┏━━

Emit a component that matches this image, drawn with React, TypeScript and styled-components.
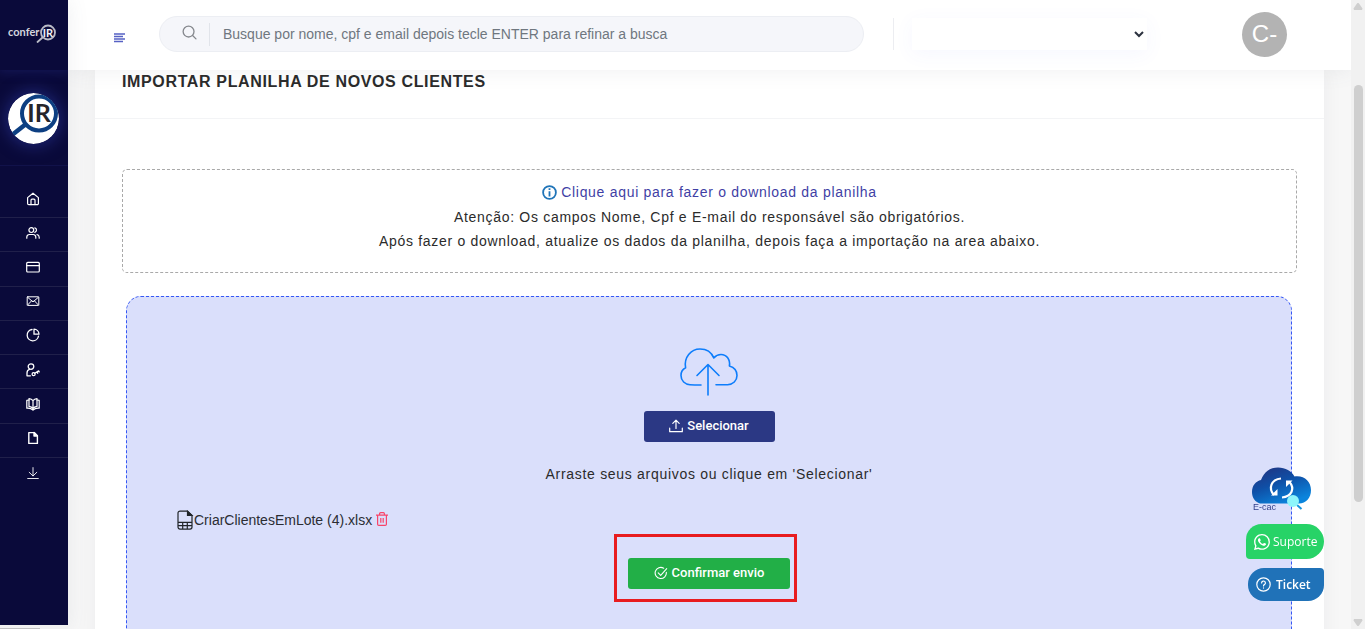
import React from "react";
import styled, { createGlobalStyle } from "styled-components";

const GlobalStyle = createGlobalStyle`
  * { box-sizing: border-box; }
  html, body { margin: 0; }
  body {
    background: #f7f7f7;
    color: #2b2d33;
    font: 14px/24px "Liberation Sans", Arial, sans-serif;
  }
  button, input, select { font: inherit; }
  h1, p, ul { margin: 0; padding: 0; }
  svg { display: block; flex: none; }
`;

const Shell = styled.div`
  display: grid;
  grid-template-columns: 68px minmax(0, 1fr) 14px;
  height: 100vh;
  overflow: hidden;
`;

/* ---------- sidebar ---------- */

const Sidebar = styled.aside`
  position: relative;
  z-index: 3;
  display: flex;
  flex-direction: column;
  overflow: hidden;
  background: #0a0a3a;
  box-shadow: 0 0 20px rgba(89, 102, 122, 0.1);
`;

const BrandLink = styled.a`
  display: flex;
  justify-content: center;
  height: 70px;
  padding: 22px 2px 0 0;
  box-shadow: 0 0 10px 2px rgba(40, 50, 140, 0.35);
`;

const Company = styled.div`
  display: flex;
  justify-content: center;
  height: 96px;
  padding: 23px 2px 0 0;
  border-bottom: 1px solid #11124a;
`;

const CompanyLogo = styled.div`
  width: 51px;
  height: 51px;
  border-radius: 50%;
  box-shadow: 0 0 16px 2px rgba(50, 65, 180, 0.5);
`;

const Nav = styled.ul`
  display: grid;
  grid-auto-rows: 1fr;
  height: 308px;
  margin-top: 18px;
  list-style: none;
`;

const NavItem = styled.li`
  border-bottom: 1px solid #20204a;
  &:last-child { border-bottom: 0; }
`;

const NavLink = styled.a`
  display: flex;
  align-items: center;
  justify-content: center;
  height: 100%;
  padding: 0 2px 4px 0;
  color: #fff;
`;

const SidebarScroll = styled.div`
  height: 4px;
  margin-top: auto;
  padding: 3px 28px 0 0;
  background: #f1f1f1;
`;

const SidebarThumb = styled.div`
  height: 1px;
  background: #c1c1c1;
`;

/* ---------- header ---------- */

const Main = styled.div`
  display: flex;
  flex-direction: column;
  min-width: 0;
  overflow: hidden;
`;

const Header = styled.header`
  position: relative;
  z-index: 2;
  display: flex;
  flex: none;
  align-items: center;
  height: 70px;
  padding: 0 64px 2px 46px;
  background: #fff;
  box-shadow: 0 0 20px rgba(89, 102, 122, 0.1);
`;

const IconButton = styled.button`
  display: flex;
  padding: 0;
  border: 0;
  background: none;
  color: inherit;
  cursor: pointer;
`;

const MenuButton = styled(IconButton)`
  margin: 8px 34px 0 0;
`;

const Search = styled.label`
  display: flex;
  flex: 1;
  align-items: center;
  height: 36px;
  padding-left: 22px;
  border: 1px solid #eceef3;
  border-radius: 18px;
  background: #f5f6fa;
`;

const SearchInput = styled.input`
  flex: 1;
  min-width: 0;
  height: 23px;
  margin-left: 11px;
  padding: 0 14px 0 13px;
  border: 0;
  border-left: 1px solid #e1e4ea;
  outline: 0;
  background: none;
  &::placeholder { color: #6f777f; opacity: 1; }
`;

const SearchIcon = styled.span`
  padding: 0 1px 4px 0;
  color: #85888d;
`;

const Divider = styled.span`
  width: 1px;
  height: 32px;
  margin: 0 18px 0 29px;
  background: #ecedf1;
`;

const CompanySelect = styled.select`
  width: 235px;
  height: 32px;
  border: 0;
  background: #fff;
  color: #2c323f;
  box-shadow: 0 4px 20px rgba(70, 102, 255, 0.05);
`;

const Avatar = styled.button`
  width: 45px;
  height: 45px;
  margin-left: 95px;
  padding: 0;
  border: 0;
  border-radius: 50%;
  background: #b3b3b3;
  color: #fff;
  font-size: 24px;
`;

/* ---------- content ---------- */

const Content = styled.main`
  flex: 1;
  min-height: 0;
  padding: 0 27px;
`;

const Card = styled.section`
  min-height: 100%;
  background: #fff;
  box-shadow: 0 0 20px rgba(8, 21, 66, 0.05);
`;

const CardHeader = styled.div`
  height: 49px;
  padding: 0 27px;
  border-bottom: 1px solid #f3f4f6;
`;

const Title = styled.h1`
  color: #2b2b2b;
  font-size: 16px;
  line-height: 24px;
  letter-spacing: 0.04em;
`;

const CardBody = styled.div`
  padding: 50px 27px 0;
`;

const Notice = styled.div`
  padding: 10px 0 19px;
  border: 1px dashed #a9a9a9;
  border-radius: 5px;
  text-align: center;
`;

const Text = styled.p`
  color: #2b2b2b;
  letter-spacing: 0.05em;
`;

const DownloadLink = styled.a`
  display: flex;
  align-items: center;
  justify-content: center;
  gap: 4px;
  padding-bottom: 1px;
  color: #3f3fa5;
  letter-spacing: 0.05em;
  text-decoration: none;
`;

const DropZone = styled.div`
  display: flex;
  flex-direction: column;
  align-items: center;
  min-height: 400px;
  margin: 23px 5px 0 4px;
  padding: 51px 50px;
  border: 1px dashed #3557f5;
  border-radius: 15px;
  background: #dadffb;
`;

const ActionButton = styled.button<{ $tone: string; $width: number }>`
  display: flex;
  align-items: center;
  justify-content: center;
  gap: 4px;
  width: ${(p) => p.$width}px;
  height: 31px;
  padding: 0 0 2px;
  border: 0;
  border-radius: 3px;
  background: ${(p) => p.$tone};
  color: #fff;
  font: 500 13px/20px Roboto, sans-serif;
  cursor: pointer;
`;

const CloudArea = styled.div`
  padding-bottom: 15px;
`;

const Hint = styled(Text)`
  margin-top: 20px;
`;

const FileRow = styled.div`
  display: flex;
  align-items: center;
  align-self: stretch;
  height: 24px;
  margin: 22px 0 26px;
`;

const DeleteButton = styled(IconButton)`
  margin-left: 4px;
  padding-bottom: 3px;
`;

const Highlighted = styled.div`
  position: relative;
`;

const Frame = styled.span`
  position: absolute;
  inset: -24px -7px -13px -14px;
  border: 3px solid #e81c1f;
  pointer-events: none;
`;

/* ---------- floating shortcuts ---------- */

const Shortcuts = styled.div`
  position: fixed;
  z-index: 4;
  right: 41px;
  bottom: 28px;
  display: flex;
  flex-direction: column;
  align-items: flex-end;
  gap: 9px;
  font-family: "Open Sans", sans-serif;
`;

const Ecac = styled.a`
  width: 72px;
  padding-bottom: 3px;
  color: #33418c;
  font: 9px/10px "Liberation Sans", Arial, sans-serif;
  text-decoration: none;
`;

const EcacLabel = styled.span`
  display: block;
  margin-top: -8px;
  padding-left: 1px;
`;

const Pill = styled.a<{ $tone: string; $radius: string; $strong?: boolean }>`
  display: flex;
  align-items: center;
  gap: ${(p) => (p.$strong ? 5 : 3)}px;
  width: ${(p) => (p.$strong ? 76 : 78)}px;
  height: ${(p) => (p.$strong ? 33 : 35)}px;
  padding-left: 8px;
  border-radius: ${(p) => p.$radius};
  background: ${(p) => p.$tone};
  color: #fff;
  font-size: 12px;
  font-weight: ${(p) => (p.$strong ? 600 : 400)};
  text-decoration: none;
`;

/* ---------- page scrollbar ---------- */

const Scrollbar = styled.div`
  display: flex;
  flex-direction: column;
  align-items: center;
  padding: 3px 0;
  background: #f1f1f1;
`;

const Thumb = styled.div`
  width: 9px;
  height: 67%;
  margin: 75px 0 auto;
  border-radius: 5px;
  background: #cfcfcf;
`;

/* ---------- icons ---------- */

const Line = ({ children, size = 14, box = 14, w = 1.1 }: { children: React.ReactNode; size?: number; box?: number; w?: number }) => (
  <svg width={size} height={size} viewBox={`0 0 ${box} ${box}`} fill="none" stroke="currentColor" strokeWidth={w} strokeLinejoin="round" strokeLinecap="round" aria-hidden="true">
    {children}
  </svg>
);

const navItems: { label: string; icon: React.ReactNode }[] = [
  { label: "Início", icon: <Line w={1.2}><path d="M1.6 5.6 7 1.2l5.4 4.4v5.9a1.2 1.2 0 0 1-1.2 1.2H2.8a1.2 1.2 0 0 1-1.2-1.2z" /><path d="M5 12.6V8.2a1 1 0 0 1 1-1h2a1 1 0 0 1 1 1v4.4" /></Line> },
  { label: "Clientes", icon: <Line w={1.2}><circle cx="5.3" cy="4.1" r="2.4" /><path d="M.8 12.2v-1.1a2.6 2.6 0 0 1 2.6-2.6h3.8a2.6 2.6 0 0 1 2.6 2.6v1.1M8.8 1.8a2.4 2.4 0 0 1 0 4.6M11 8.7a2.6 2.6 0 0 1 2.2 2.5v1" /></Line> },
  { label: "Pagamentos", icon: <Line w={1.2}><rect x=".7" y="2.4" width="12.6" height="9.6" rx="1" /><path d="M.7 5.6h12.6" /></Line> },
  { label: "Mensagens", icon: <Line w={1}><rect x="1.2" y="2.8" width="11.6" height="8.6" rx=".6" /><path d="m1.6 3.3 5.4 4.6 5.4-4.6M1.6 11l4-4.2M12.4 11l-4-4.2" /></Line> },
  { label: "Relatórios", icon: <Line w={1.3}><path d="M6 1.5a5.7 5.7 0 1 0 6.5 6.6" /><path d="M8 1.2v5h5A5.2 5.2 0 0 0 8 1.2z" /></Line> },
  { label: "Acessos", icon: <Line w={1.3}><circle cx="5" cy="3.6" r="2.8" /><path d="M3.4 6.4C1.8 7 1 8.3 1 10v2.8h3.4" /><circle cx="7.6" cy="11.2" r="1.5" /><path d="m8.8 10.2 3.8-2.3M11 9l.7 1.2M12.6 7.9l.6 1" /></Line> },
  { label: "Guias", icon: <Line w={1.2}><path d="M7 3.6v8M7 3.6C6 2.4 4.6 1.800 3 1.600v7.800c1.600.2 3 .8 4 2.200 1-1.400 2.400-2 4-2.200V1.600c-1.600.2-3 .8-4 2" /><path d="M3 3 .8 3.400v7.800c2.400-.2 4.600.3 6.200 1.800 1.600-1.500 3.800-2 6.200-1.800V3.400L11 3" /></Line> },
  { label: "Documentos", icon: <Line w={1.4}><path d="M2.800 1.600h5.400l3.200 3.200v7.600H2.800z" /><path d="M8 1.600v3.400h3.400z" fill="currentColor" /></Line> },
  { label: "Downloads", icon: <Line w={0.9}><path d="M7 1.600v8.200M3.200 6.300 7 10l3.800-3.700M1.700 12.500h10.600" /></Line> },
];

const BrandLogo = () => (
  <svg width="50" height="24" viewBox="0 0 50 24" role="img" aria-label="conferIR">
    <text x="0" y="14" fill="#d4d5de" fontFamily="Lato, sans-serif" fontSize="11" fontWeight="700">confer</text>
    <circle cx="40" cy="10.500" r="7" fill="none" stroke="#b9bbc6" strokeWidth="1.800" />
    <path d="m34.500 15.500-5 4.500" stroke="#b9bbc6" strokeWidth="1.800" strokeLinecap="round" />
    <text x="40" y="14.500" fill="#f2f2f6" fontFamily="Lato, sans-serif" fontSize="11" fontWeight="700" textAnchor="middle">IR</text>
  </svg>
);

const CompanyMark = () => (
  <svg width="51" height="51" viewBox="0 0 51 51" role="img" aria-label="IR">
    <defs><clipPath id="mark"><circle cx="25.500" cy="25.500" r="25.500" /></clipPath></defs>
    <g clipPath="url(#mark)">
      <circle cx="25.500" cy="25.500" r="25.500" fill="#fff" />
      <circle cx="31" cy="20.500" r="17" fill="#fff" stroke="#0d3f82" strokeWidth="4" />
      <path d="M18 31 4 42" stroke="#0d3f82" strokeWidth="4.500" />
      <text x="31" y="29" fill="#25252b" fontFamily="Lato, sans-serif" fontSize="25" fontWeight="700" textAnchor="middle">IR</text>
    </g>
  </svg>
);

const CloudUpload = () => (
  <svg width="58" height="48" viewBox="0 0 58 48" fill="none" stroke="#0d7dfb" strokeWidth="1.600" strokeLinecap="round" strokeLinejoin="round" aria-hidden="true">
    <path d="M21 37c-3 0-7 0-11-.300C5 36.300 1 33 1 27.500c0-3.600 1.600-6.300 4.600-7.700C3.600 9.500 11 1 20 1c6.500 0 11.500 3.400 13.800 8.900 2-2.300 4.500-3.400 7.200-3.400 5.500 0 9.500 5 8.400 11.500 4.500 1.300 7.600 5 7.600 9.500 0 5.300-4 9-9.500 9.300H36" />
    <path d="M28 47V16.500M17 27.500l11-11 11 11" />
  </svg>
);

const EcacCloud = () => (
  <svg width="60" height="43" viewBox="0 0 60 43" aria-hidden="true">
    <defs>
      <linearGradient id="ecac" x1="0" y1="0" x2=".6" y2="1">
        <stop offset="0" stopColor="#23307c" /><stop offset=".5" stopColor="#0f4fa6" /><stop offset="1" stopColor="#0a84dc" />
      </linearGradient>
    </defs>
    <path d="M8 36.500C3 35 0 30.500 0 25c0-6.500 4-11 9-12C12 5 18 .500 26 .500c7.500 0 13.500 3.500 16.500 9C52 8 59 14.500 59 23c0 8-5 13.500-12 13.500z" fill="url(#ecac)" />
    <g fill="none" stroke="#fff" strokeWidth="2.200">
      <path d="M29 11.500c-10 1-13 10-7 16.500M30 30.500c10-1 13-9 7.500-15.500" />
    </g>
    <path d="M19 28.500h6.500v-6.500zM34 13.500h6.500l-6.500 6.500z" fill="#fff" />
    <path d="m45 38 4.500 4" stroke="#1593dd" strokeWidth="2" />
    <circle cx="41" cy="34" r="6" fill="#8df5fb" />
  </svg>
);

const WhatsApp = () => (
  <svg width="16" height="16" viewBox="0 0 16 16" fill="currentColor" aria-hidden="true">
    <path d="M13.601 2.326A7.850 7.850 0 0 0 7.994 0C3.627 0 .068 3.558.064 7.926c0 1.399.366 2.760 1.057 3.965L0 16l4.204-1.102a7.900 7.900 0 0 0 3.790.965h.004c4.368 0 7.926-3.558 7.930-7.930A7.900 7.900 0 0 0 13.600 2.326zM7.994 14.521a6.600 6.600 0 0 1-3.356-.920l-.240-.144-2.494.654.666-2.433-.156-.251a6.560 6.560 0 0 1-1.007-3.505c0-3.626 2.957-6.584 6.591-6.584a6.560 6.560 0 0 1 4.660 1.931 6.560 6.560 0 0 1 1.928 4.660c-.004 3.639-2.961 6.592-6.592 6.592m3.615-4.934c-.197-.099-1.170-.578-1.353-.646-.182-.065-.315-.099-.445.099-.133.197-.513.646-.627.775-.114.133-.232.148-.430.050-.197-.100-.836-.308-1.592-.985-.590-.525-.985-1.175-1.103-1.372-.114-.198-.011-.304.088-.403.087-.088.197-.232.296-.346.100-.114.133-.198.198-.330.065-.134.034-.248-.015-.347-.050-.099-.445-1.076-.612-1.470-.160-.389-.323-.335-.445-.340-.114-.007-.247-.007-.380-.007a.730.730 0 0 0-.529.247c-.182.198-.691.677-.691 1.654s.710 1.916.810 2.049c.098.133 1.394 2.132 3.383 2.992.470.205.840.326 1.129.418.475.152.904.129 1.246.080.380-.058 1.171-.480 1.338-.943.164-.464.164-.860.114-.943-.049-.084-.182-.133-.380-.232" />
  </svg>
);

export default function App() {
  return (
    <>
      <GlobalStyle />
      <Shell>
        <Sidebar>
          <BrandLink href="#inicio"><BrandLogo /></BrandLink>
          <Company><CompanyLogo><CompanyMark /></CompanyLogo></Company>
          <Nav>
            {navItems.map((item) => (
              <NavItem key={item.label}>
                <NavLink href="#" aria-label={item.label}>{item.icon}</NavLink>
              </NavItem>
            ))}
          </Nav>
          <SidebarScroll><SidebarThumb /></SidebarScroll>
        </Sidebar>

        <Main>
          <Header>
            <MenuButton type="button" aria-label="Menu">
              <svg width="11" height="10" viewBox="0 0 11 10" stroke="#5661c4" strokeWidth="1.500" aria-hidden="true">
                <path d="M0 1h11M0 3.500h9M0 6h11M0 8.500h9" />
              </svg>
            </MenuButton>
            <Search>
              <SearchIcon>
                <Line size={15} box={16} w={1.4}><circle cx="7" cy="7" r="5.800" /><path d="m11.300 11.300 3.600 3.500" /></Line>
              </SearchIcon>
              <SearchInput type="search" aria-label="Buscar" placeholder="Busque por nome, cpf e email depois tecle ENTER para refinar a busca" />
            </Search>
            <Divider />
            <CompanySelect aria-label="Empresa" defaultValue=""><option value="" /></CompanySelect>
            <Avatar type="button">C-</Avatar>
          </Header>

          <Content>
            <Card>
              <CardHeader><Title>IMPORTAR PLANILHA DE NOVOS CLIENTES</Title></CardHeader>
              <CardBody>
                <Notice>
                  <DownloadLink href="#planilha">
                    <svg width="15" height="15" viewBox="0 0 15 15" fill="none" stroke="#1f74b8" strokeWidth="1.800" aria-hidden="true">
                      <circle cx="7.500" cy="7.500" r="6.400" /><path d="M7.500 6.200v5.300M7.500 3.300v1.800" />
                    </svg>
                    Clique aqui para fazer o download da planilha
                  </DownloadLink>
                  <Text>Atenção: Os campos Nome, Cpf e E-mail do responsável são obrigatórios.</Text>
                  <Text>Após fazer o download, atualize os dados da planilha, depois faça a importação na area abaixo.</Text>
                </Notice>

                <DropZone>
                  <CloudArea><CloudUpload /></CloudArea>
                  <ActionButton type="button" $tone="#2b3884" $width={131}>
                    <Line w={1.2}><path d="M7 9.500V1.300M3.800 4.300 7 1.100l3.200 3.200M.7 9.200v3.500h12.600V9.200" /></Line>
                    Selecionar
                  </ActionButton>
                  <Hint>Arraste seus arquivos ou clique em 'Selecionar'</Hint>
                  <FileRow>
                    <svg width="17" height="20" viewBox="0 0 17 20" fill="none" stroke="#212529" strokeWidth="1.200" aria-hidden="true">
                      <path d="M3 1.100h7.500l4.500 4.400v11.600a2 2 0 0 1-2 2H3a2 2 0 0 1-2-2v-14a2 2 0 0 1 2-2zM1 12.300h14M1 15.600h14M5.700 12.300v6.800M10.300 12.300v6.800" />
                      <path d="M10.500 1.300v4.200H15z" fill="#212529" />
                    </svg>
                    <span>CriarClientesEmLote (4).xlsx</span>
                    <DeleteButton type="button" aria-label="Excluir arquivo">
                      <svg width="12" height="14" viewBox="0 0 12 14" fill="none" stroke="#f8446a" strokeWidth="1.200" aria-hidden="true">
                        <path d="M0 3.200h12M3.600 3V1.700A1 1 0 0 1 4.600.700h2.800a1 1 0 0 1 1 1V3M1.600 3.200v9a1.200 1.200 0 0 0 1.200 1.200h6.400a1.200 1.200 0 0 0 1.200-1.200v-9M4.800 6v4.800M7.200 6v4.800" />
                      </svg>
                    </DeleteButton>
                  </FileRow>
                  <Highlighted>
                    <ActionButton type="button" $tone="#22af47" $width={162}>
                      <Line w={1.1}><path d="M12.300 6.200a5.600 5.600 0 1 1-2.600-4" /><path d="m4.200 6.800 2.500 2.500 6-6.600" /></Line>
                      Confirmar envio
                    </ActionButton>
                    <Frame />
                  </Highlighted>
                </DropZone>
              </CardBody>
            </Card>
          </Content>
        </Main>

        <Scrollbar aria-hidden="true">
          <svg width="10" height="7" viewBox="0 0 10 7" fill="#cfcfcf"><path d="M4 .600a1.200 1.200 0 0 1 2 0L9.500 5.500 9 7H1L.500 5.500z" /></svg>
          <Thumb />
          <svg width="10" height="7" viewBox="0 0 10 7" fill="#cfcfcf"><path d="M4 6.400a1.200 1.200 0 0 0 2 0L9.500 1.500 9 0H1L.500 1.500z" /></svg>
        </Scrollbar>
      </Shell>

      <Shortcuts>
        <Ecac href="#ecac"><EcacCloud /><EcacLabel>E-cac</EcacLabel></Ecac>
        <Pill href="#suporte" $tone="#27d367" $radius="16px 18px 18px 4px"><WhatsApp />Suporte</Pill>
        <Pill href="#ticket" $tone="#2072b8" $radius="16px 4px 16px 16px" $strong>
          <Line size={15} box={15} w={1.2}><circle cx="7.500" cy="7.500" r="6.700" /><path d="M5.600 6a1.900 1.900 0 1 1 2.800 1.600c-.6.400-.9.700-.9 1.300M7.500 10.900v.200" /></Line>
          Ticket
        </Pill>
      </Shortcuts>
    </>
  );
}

┗━━

*Exercise objective:* Copy out each line in the listing that has the word "React".

*Reply:*
Emit a component that matches this image, drawn with React, TypeScript and styled-components.
import React from "react";
const Line = ({ children, size = 14, box = 14, w = 1.1 }: { children: React.ReactNode; size?: number; box?: number; w?: number }) => (
const navItems: { label: string; icon: React.ReactNode }[] = [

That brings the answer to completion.